Every spring, hardware store shelves fill with ant sprays, bait traps, and perimeter granules. Sussex County homeowners stock up, treat the trail they spotted near the kitchen window, and feel confident the problem is handled. A week later the ants are back. Sometimes in a different room. Often in greater numbers. This is not a coincidence — it is the predictable result of treating ant activity without addressing an ant colony.
You’re Targeting Workers, Not the Queen
The ants you see on your countertops or windowsills are foragers — a small percentage of the total colony. Killing them with a contact spray or stepping on them accomplishes little. The colony, which may number in the tens of thousands, simply produces more workers.

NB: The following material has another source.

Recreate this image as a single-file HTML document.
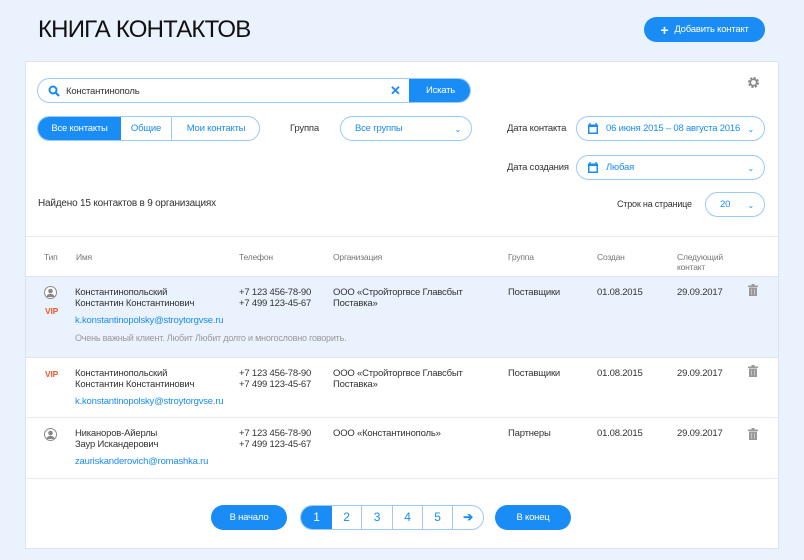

The queen, tucked safely inside a wall void, beneath a concrete slab, or deep in a wood structure, continues laying eggs unaffected. Until the queen and the colony core are eliminated, the infestation continues.
Over-the-Counter Products Disrupt Bait Trails
Gel baits are the most effective DIY option available — but only when used correctly. The active ingredient must be slow-acting so that foragers carry it back to the colony and share it with nest mates and the queen. When homeowners apply repellent sprays near or alongside bait, foragers detect the repellent, abandon the area, and relocate the foraging trail. You’ve now scattered the colony rather than eliminated it, creating satellite nests that make the infestation harder to treat. Different ant species also require different bait formulations. What works on odorous house ants may be completely ignored by pavement ants. Misidentification is one of the most common reasons DIY treatments fail — and one reason knowing the types of ants in Sussex County, NJ matters before you treat.
Entry Points Stay Open
Spraying ants at the point of entry does not seal that entry point. Ants are extraordinarily small and extraordinarily persistent. They re-route through unsealed gaps around plumbing, beneath door sweeps, and through cracks in your foundation. Without physical exclusion — caulking, weatherstripping, and sealing — you are fighting the same battle indefinitely.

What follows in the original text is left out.